Er lockert seine Arme, sie sehen abscheulich aus. Er sieht seine Hände, sie sind alt und rußig. Er blickt herab. Das Bild zeigt ein Insekt. Hat lange dünne Beine. Hat schreckliche Mundwerkzeuge. Hat einen Mund. Es lacht. Ein Mensch wird geboren. Er wird vielleicht geplant. Er erhält Liebe und Unsicherheit. Er bekommt ein Leben, die Fähigkeit zu Glauben und zu Tun. Er erfährt Liebe. Und Unsicherheit. Er erfährt was es heißt zu leben. Ihm fehlt es an nichts, er lebt ein völlig normales leben. Ein völlig normales Leben. Er erfährt Liebe. Er beginnt nichts mehr zu fühlen. Er sieht ein Tier, ein Tier der selben Welt, die er erfahren darf. Er packt es sich, und hält es fest. Es will entkommen. Rauft sich hin und her, versucht zu beißen. Das macht ihn Wütend, er schlägt es. Reißt an ihm, schneidet es. Er versucht ihm Liebe zu geben, doch das Tier lässt es nicht zu. Er bricht aus, kratzt, schlägt um sich, schlägt darauf ein. Er züchtet es. Er versucht ihm Liebe zu geben, doch es erwieder nicht. Er häutet es, steckt ihm den Pelz in den Mund, tötet seine Kinder vor seinen Augen. Es liebt ihn nicht. Er wirft es in den Müll. Er lebt ein zweites Leben. Fühlt keine Schuld, nichtmal Hass. Er zerstört, ja, aber nicht mutwillig. Sondern beiläufig.

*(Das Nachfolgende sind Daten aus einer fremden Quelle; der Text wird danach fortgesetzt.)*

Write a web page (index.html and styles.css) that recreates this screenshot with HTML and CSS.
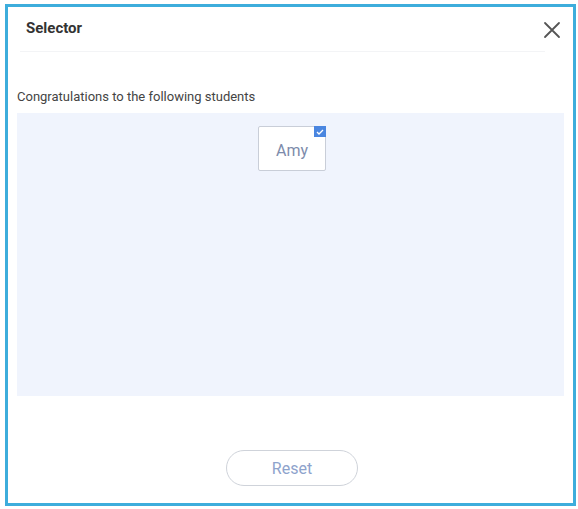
FILE: index.html
```html
<!DOCTYPE html>
<html lang="en">
<head>
    <meta charset="UTF-8">
    <meta name="viewport" content="width=device-width, initial-scale=1.0">
    <title>Selector</title>
    <link rel="stylesheet" href="styles.css">
</head>
<body>
    <div class="dialog">
        <div class="dialog-header">
            <span class="dialog-title">Selector</span>
            <button class="close-btn" type="button" aria-label="Close">
                <svg width="18" height="18" viewBox="0 0 18 18">
                    <path d="M2 2 L16 16 M16 2 L2 16" stroke="#555" stroke-width="1.8" stroke-linecap="round" fill="none"/>
                </svg>
            </button>
        </div>

        <div class="dialog-body">
            <p class="result-label">Congratulations to the following students</p>
            <div class="result-area">
                <div class="student-card">
                    <span class="student-name">Amy</span>
                    <span class="check-badge">
                        <svg width="8" height="6" viewBox="0 0 8 6">
                            <path d="M1 3 L3 5 L7 1" stroke="#fff" stroke-width="1.3" fill="none"/>
                        </svg>
                    </span>
                </div>
            </div>
        </div>

        <div class="dialog-footer">
            <button class="reset-btn" type="button">Reset</button>
        </div>
    </div>
</body>
</html>
```

FILE: styles.css
```css
body {
    margin: 0;
    background: #fff;
    font-family: Roboto, "Liberation Sans", sans-serif;
}
.dialog {
    box-sizing: border-box;
    width: 571px;
    height: 502px;
    margin: 4px 0 0 5px;
    border: 3px solid #3daddc;
    background: #fff;
    display: flex;
    flex-direction: column;
}
.dialog-header {
    height: 44px;
    margin: 0 28px 0 12px;
    padding: 0 0 0 6px;
    display: flex;
    align-items: center;
    justify-content: space-between;
    border-bottom: 1px solid #f3f4f6;
}
.dialog-title {
    font-size: 15px;
    font-weight: bold;
    color: #333;
    padding-bottom: 2px;
}
.close-btn {
    border: none;
    background: none;
    padding: 0;
    margin: 2px -16px 0 0;
    width: 18px;
    height: 18px;
    cursor: pointer;
}
.dialog-body {
    padding: 0 9px;
}
.result-label {
    margin: 37px 0 9px 0;
    font-size: 13px;
    color: #444;
}
.result-area {
    height: 283px;
    background: #f0f4fd;
    display: flex;
    flex-wrap: wrap;
    justify-content: center;
    align-content: flex-start;
    padding-top: 13px;
    box-sizing: border-box;
}
.student-card {
    position: relative;
    box-sizing: border-box;
    width: 68px;
    height: 45px;
    margin-left: 3px;
    background: #fff;
    border: 1px solid #c9ced8;
    border-radius: 2px;
    display: flex;
    align-items: center;
    justify-content: center;
}
.student-name {
    font-size: 16px;
    color: #7d8bab;
    padding-top: 3px;
}
.check-badge {
    position: absolute;
    top: -1px;
    right: -1px;
    width: 12px;
    height: 11px;
    background: #4a86e0;
    display: flex;
    align-items: center;
    justify-content: center;
}
.dialog-footer {
    display: flex;
    justify-content: center;
    padding-top: 54px;
}
.reset-btn {
    width: 132px;
    height: 36px;
    margin-left: 3px;
    border: 1px solid #cfd3da;
    border-radius: 18px;
    background: #fff;
    color: #8ea3cc;
    font-family: Roboto, "Liberation Sans", sans-serif;
    font-size: 16px;
    cursor: pointer;
}
```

Charlie weiß nicht weiter. Einen Augenblick lang wollte er zusehen, um es zu verstehen. Doch dann wurde eine Grenze übertreten die er nicht Rückgängig machen kann. Er wollte eingreifen, doch als er seine Hand ausstreckte, fühlte er wie es fast auf ihn Übergesprungen wäre. Er sah die Kreatur an. Sie lebte, eindeutig. Sie konnte denken. Aber sie fühlte nicht. Sie wurde nicht geboren. Das was sie früher einmal war, wurde geboren und geliebt. Charlie verstand nicht was passiert war. Er konnte nicht eingreifen. Er würde sie alleine lassen, mit all ihren Fragen, bis die Kreatur von dieser Welt verschwinden würde, würde er sie alleine wandern lassen. Charlie musste zum ersten mal alles überdenken. Ihm schien es als konnte die Kreatur ihn sehen. Sie war ansteckend.